## Available records
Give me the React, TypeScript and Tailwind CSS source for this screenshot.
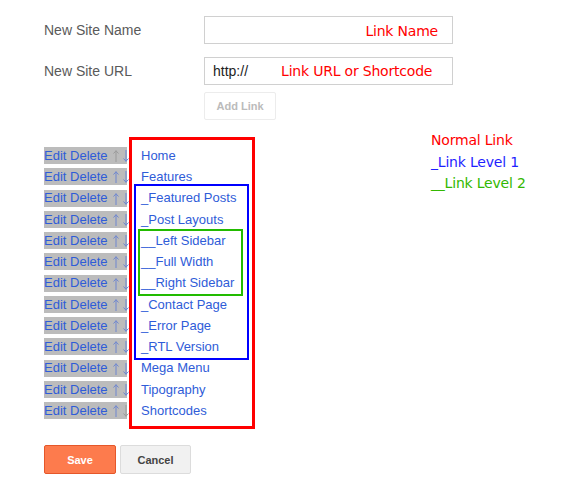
const links = [
  "Home",
  "Features",
  "_Featured Posts",
  "_Post Layouts",
  "__Left Sidebar",
  "__Full Width",
  "__Right Sidebar",
  "_Contact Page",
  "_Error Page",
  "_RTL Version",
  "Mega Menu",
  "Tipography",
  "Shortcodes",
];

const Arrow = ({ up, color }: { up: boolean; color: string }) => (
  <svg width="6" height="12" viewBox="0 0 6 12" className="block">
    <g
      stroke={color}
      strokeWidth="1"
      fill="none"
      transform={up ? undefined : "rotate(180 3 6)"}
    >
      <path d="M3 0.5V12" />
      <path d="M0.5 3.5L3 0.8L5.5 3.5" />
    </g>
  </svg>
);

const App = () => {
  return (
    <div className="w-[570px] h-[480px] bg-white font-['Liberation_Sans',Arial,sans-serif] pl-[44px] pt-[16px]">
      {/* Form */}
      <div className="flex items-center">
        <div className="w-[160px] text-[14px] text-[#5a5a5a]">New Site Name</div>
        <div className="w-[249px] h-[28px] border border-[#d0d0d0] flex items-center justify-end pr-[14px]">
          <span className="font-['DejaVu_Sans',Verdana,sans-serif] text-[14px] tracking-[-0.2px] text-[#ff0000] mt-[3px]">
            Link Name
          </span>
        </div>
      </div>
      <div className="flex items-center mt-[13px]">
        <div className="w-[160px] text-[14px] text-[#5a5a5a]">New Site URL</div>
        <div className="w-[249px] h-[28px] border border-[#d0d0d0] flex items-center pl-[8px]">
          <span className="text-[14px] text-[#222]">http://</span>
          <span className="ml-[33px] font-['DejaVu_Sans',Verdana,sans-serif] text-[14px] tracking-[-0.2px] text-[#ff0000]">
            Link URL or Shortcode
          </span>
        </div>
      </div>
      <div className="pl-[160px] mt-[7px]">
        <button className="w-[72px] h-[28px] border border-[#ececec] rounded-[2px] bg-white text-[11px] font-bold text-[#bbbbbb]">
          Add Link
        </button>
      </div>

      {/* Link list */}
      <div className="flex items-start mt-[17px]">
        <div className="pt-[8px] w-[83px]">
          {links.map((l, i) => (
            <div key={l} className="h-[21.25px] flex items-center">
              <div className="h-[17px] w-[83px] bg-[#bcbcbc] flex items-center text-[13px] text-[#2f5cd8] whitespace-nowrap">
                <span>Edit Delete</span>
                <span className="ml-[5px] mt-[1px]">
                  <Arrow up color={i === 0 ? "#9a9a9a" : "#6f86cf"} />
                </span>
                <span className="ml-[4px] mt-[1px]">
                  <Arrow up={false} color={i === links.length - 1 ? "#9a9a9a" : "#6f86cf"} />
                </span>
              </div>
            </div>
          ))}
        </div>
        <div className="relative ml-[2px] w-[126px] border-[3px] border-[#ff0000] pl-[9px] pt-[5px] pb-[5px]">
          {links.map((l) => (
            <div key={l} className="h-[21.25px] flex items-center text-[13px] text-[#2f5cd8] whitespace-nowrap">
              {l}
            </div>
          ))}
          <div className="absolute left-[2px] top-[44px] w-[115px] h-[176px] border-2 border-[#0000ff]" />
          <div className="absolute left-[6px] top-[89px] w-[105px] h-[67px] border-2 border-[#22bb00]" />
        </div>
        <div className="ml-[176px] -mt-[7px] font-['DejaVu_Sans',Verdana,sans-serif] text-[14px] tracking-[-0.2px] leading-[21.5px] whitespace-nowrap">
          <div className="text-[#ff0000]">Normal Link</div>
          <div className="text-[#1f1fff]">_Link Level 1</div>
          <div className="text-[#33b800]">__Link Level 2</div>
        </div>
      </div>

      {/* Buttons */}
      <div className="flex gap-[4px] mt-[16px]">
        <button className="w-[72px] h-[29px] rounded-[2px] border border-[#e5572a] bg-[#fd7b4d] text-[11px] font-bold text-white">
          Save
        </button>
        <button className="w-[71px] h-[29px] rounded-[2px] border border-[#dcdcdc] bg-[#f1f1f1] text-[11px] font-bold text-[#444]">
          Cancel
        </button>
      </div>
    </div>
  );
};

export default App;
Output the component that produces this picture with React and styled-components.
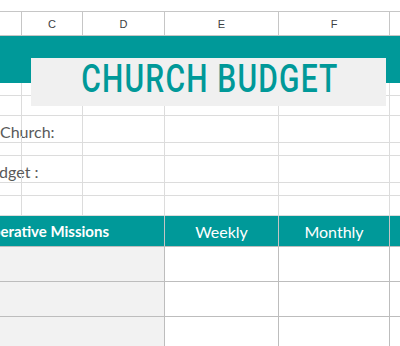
import React from "react";
import styled, { createGlobalStyle } from "styled-components";

const TEAL = "#009999";
const COLUMNS = "22px 61px 82px 114px 111px 1fr";

const GlobalStyle = createGlobalStyle`
  html, body {
    margin: 0;
    padding: 0;
    background: #ffffff;
    overflow: hidden;
  }
  body {
    font-family: Lato, "Open Sans", sans-serif;
  }
`;

const Sheet = styled.div`
  position: relative;
  width: 400px;
  height: 346px;
  overflow: hidden;
`;

const TopGap = styled.div`
  height: 11px;
`;

const ColumnHeader = styled.div`
  display: grid;
  grid-template-columns: ${COLUMNS};
  height: 25px;
  box-sizing: border-box;
  border-top: 1px solid #c6c6c6;
  border-bottom: 1px solid #c6c6c6;
`;

const ColumnLetter = styled.div`
  box-sizing: border-box;
  border-right: ${({ $last }) => ($last ? "none" : "1px solid #c6c6c6")};
  display: flex;
  align-items: center;
  justify-content: center;
  font-family: "Liberation Sans", Arial, sans-serif;
  font-size: 11px;
  color: #3c4043;
`;

const Banner = styled.div`
  height: 47px;
  background: ${TEAL};
`;

const GridRow = styled.div`
  display: grid;
  grid-template-columns: ${COLUMNS};
  height: ${({ $height }) => $height}px;
`;

const Cell = styled.div`
  box-sizing: border-box;
  border-right: ${({ $last }) => ($last ? "none" : "1px solid #dcdcdc")};
  border-bottom: 1px solid #dcdcdc;
  min-width: 0;
`;

const LabelCell = styled(Cell)`
  overflow: visible;
  white-space: nowrap;
  padding-top: 6px;
  font-size: 16px;
  line-height: 20px;
  color: #595959;
  text-indent: ${({ $indent }) => $indent}px;
`;

const TitleCard = styled.div`
  position: absolute;
  left: 31px;
  top: 58px;
  width: 355px;
  height: 48px;
  background: #f0f0f0;
  display: flex;
  justify-content: center;
  overflow: hidden;
`;

const TitleText = styled.div`
  font-family: Roboto, "Liberation Sans", sans-serif;
  font-size: 38px;
  font-weight: 500;
  line-height: 42px;
  letter-spacing: 1.5px;
  color: ${TEAL};
  white-space: nowrap;
  transform: scaleX(0.79);
  transform-origin: center top;
  margin-left: 3px;
`;

const TableHeader = styled.div`
  display: grid;
  grid-template-columns: ${COLUMNS};
  height: 31px;
  box-sizing: border-box;
  background: ${TEAL};
  border-bottom: 1px solid #bdbdbd;
`;

const HeaderCell = styled.div`
  box-sizing: border-box;
  grid-column: ${({ $span }) => ($span ? `span ${$span}` : "auto")};
  border-right: ${({ $last }) => ($last ? "none" : "1px solid #c4c4c4")};
  display: flex;
  align-items: center;
  justify-content: ${({ $end }) => ($end ? "flex-end" : "center")};
  padding-right: ${({ $end }) => ($end ? "55px" : "0")};
  color: #ffffff;
  font-size: ${({ $bold }) => ($bold ? "15px" : "16px")};
  font-weight: ${({ $bold }) => ($bold ? 700 : 400)};
  white-space: nowrap;
  min-width: 0;
`;

const TableRow = styled.div`
  display: grid;
  grid-template-columns: ${COLUMNS};
  height: 35px;
`;

const TableCell = styled.div`
  box-sizing: border-box;
  grid-column: ${({ $span }) => ($span ? `span ${$span}` : "auto")};
  background: ${({ $shaded }) => ($shaded ? "#f2f2f2" : "#ffffff")};
  border-right: ${({ $last }) => ($last ? "none" : "1px solid #bdbdbd")};
  border-bottom: 1px solid #bdbdbd;
`;

const letters = ["", "C", "D", "E", "F", ""];

const plainRow = (key, height) => (
  <GridRow key={key} $height={height}>
    {letters.map((_, i) => (
      <Cell key={i} $last={i === letters.length - 1} />
    ))}
  </GridRow>
);

const labelRow = (key, text, indent) => (
  <GridRow key={key} $height={20}>
    <LabelCell $indent={indent}>{text}</LabelCell>
    {letters.slice(1).map((_, i) => (
      <Cell key={i} $last={i === letters.length - 2} />
    ))}
  </GridRow>
);

const App = () => (
  <Sheet>
    <GlobalStyle />
    <TopGap />
    <ColumnHeader>
      {letters.map((letter, i) => (
        <ColumnLetter key={i} $last={i === letters.length - 1}>
          {letter}
        </ColumnLetter>
      ))}
    </ColumnHeader>
    <Banner />
    {plainRow("r0", 13)}
    {plainRow("r1", 20)}
    {labelRow("r2", "Church:", 0)}
    {plainRow("r3", 20)}
    {labelRow("r4", "Budget :", -20)}
    {plainRow("r5", 20)}
    {plainRow("r6", 20)}
    <TableHeader>
      <HeaderCell $span={3} $end $bold>
        Cooperative Missions
      </HeaderCell>
      <HeaderCell>Weekly</HeaderCell>
      <HeaderCell>Monthly</HeaderCell>
      <HeaderCell $last />
    </TableHeader>
    {[0, 1, 2].map((row) => (
      <TableRow key={row}>
        <TableCell $span={3} $shaded />
        <TableCell />
        <TableCell />
        <TableCell $last />
      </TableRow>
    ))}
    <TitleCard>
      <TitleText>CHURCH BUDGET</TitleText>
    </TitleCard>
  </Sheet>
);

export default App;
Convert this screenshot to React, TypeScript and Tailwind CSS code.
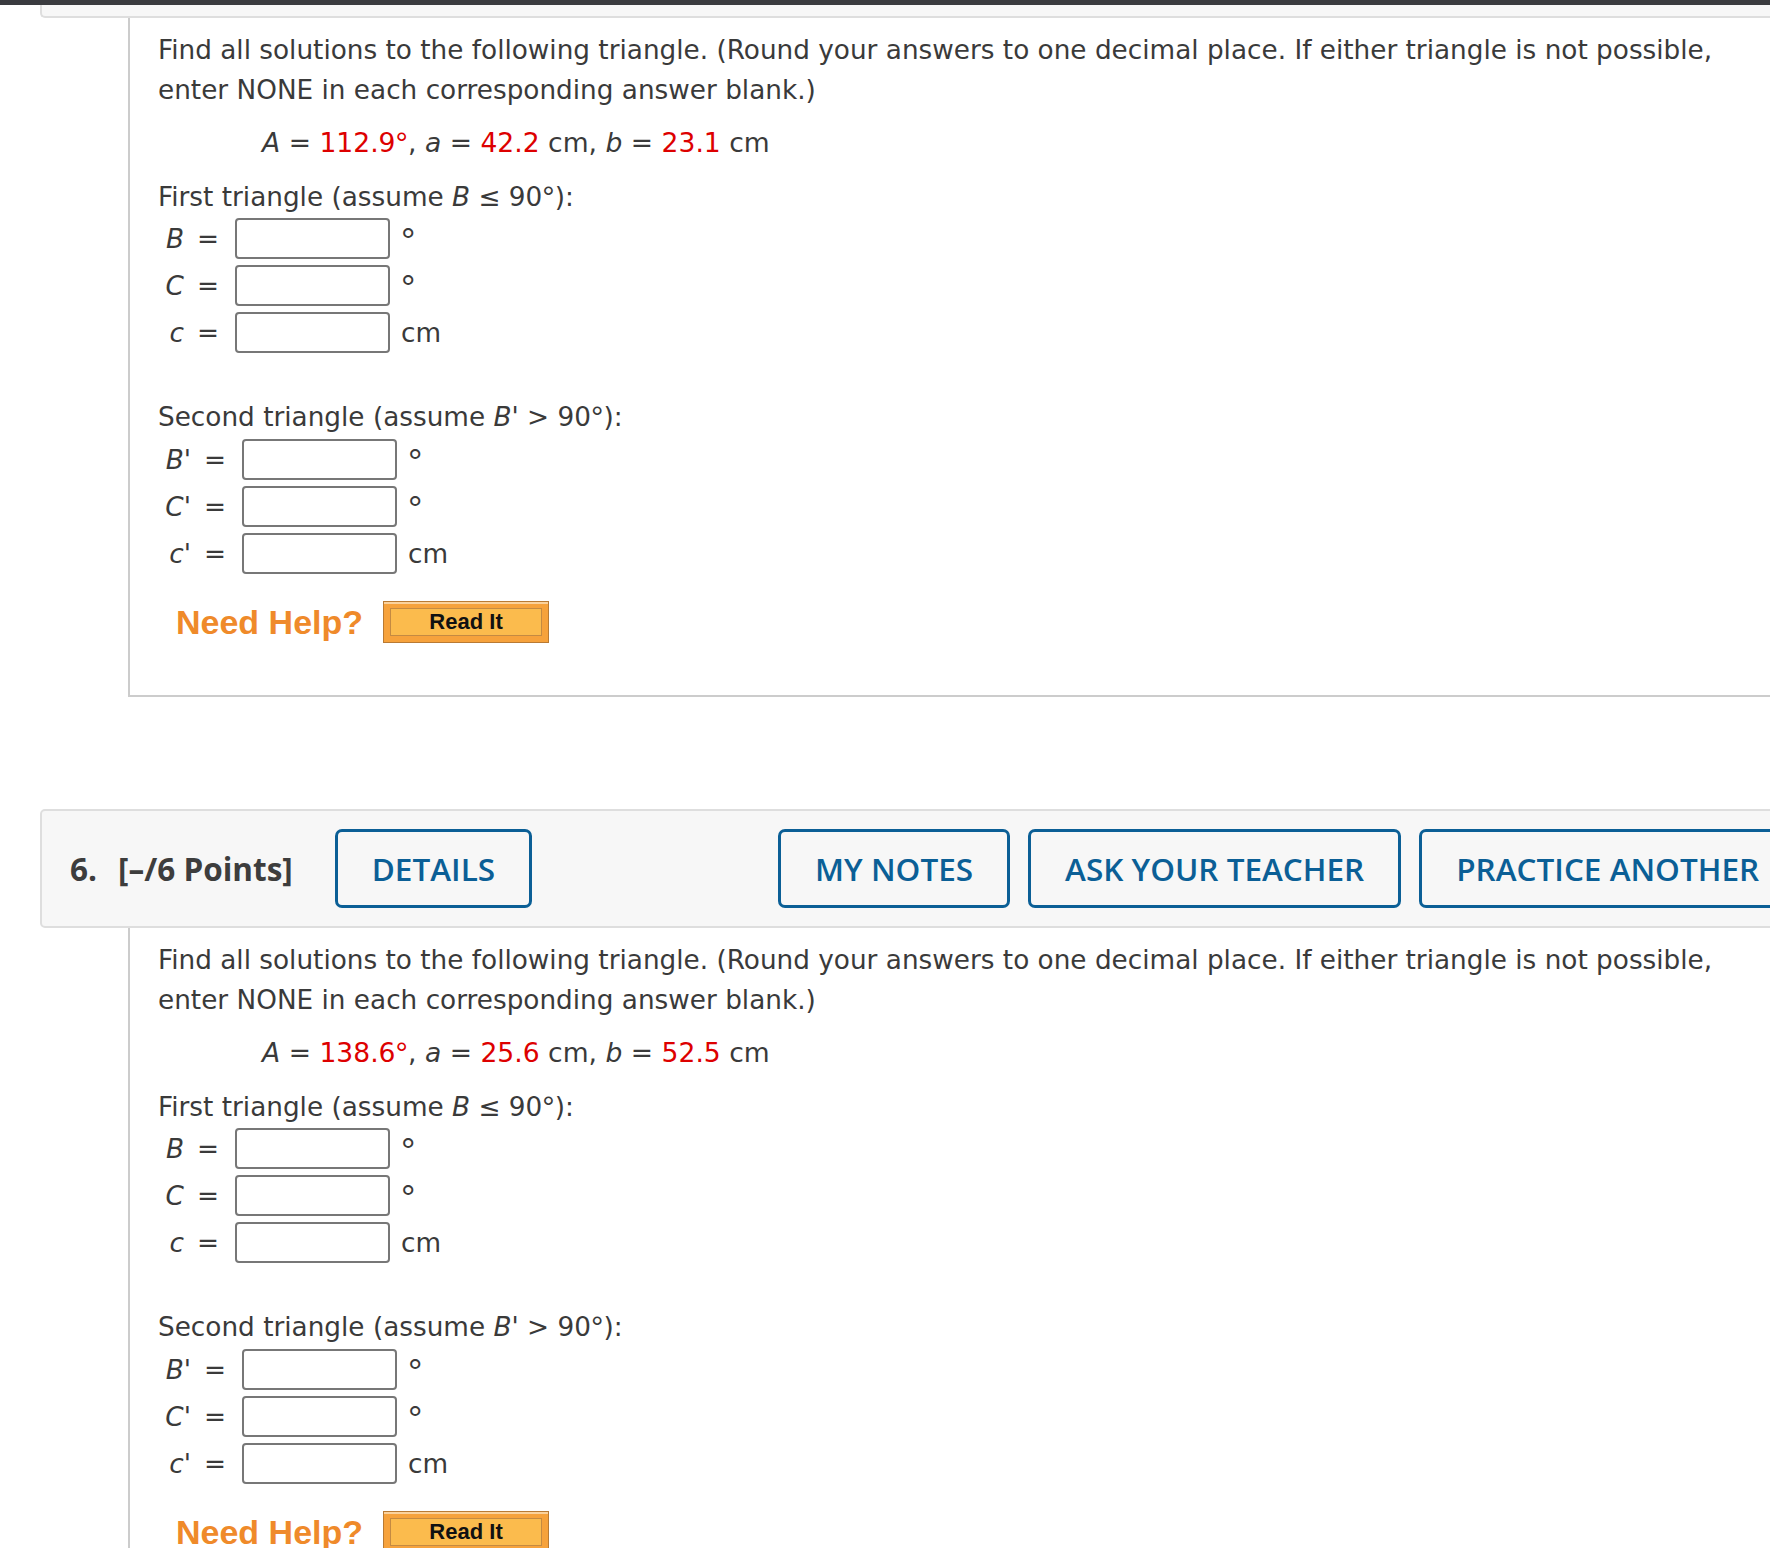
import { ReactNode } from 'react'

/* ------------------------------------------------------------------ */
/*  Problem data                                                       */
/* ------------------------------------------------------------------ */

type Given = { A: string; a: string; b: string }

const PROBLEMS: Given[] = [
  { A: '112.9', a: '42.2', b: '23.1' },
  { A: '138.6', a: '25.6', b: '52.5' },
]

const textFont = { fontFamily: '"DejaVu Sans", Verdana, sans-serif' }

/* ------------------------------------------------------------------ */
/*  Small pieces                                                       */
/* ------------------------------------------------------------------ */

function Red({ children }: { children: ReactNode }) {
  return <span className="text-[#dd0000]">{children}</span>
}

// Verdana's degree ring is bigger than DejaVu's, Liberation Sans comes closer.
// line-height 0 so the bigger glyph doesn't grow the line box
function Deg({ big = false }: { big?: boolean }) {
  return (
    <span
      style={{ fontFamily: '"Liberation Sans", Arial, sans-serif' }}
      className={big ? 'relative top-[6px] text-[36px] leading-[0]' : 'relative top-[2px] text-[31px] leading-[0]'}
    >
      °
    </span>
  )
}

function AnswerRow({ label, unit, labelWidth }: { label: ReactNode; unit: ReactNode; labelWidth: string }) {
  return (
    <div className="flex items-center h-[41px]">
      <div className={`${labelWidth} flex justify-end items-center whitespace-nowrap`}>
        {label}
        <span className="ml-[13px]">=</span>
      </div>
      <input
        type="text"
        className="ml-[16px] w-[155px] h-[41px] border-2 border-[#777777] rounded-[4px] bg-white outline-none"
      />
      <span className="ml-[11px] leading-[40px]">{unit}</span>
    </div>
  )
}

function ReadIt() {
  return (
    <div className="w-[166px] h-[42px] border border-[#b97a33] bg-[#f6a23c] p-[6px] flex" style={{ boxShadow: 'inset 0 2px 0 #fbd29c' }}>
      <div
        className="flex-1 border border-[#c48a42] bg-[#fbbb4d] flex items-center justify-center text-[22px] font-bold text-[#111]"
        style={{ fontFamily: '"Liberation Sans", Arial, sans-serif' }}
      >
        Read It
      </div>
    </div>
  )
}

function NeedHelp() {
  return (
    <div className="flex items-center ml-[18px] mt-[27px] h-[42px]">
      <span
        className="text-[34px] font-bold text-[#ef8a2a] leading-none"
        style={{ fontFamily: '"Liberation Sans", Arial, sans-serif' }}
      >
        Need Help?
      </span>
      <div className="ml-[20px]">
        <ReadIt />
      </div>
    </div>
  )
}

/* ------------------------------------------------------------------ */
/*  Question body                                                      */
/* ------------------------------------------------------------------ */

function QuestionBody({ g, bottomBorder }: { g: Given; bottomBorder: boolean }) {
  return (
    <div
      className={`ml-[128px] border-l-2 border-[#cccccc] pl-[28px] pt-[12px] text-[26.3px] leading-[40px] text-[#3a3a3a] ${
        bottomBorder ? 'border-b-2 pb-[52px]' : 'pb-[40px]'
      }`}
      style={textFont}
    >
      <p className="whitespace-nowrap">
        Find all solutions to the following triangle. (Round your answers to one decimal place. If either triangle is not possible,
        <br />
        enter NONE in each corresponding answer blank.)
      </p>

      <p className="mt-[13px] ml-[104px] whitespace-nowrap text-[26.6px]">
        <i>A</i> = <Red>{g.A}<Deg /></Red>, <i>a</i> = <Red>{g.a}</Red> cm, <i>b</i> = <Red>{g.b}</Red> cm
      </p>

      <p className="mt-[14px] whitespace-nowrap">
        First triangle (assume <i>B</i> ≤ 90<Deg />):
      </p>
      <div className="mt-[1px] flex flex-col gap-[6px]">
        <AnswerRow labelWidth="w-[61px]" label={<i>B</i>} unit={<Deg big />} />
        <AnswerRow labelWidth="w-[61px]" label={<i>C</i>} unit={<Deg big />} />
        <AnswerRow labelWidth="w-[61px]" label={<i>c</i>} unit="cm" />
      </div>

      <p className="mt-[44px] whitespace-nowrap">
        Second triangle (assume <i>B</i>' &gt; 90<Deg />):
      </p>
      <div className="mt-[2px] flex flex-col gap-[6px]">
        <AnswerRow labelWidth="w-[68px]" label={<span><i>B</i>'</span>} unit={<Deg big />} />
        <AnswerRow labelWidth="w-[68px]" label={<span><i>C</i>'</span>} unit={<Deg big />} />
        <AnswerRow labelWidth="w-[68px]" label={<span><i>c</i>'</span>} unit="cm" />
      </div>

      <NeedHelp />
    </div>
  )
}

/* ------------------------------------------------------------------ */
/*  Question header bar                                                */
/* ------------------------------------------------------------------ */

function HeaderButton({ children, className = '' }: { children: ReactNode; className?: string }) {
  return (
    <div
      className={`h-[79px] shrink-0 border-[3px] border-[#0b5f96] rounded-[7px] px-[34px] flex items-center text-[31.5px] font-semibold text-[#0b5f96] whitespace-nowrap ${className}`}
    >
      {children}
    </div>
  )
}

function QuestionHeader({ num }: { num: number }) {
  return (
    <div
      className="ml-[40px] w-[1800px] h-[119px] bg-[#f7f7f7] border-2 border-[#dedede] rounded-l-[5px] flex items-center pl-[28px]"
      style={{ fontFamily: '"Open Sans", sans-serif' }}
    >
      <span className="text-[31.5px] font-bold text-[#3d3d3d] whitespace-nowrap">
        {num}.<span className="ml-[21px]">[–/6 Points]</span>
      </span>
      <HeaderButton className="ml-[42px]">DETAILS</HeaderButton>
      <HeaderButton className="ml-[246px]">MY NOTES</HeaderButton>
      <HeaderButton className="ml-[18px]">ASK YOUR TEACHER</HeaderButton>
      <HeaderButton className="ml-[18px]">PRACTICE ANOTHER</HeaderButton>
    </div>
  )
}

/* ------------------------------------------------------------------ */
/*  Page                                                               */
/* ------------------------------------------------------------------ */

export default function App() {
  return (
    <div className="w-full h-[1548px] overflow-hidden bg-white">
      <div className="h-[5px] bg-[#3a3b3f]" />
      {/* tail end of the previous question's header */}
      <div className="ml-[40px] h-[13px] bg-[#f7f7f7] border-l-2 border-b-2 border-[#dedede] rounded-bl-[5px]" />

      <QuestionBody g={PROBLEMS[0]} bottomBorder />

      <div className="mt-[112px]">
        <QuestionHeader num={6} />
        <QuestionBody g={PROBLEMS[1]} bottomBorder={false} />
      </div>
    </div>
  )
}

## Task prompt
Taking the entries above, extract every line from the one bearing "Convert this screenshot" through the one bearing "string; a: string;", exactly, with no pictures.

## Correct result
Convert this screenshot to React, TypeScript and Tailwind CSS code.
import { ReactNode } from 'react'

/* ------------------------------------------------------------------ */
/*  Problem data                                                       */
/* ------------------------------------------------------------------ */

type Given = { A: string; a: string; b: string }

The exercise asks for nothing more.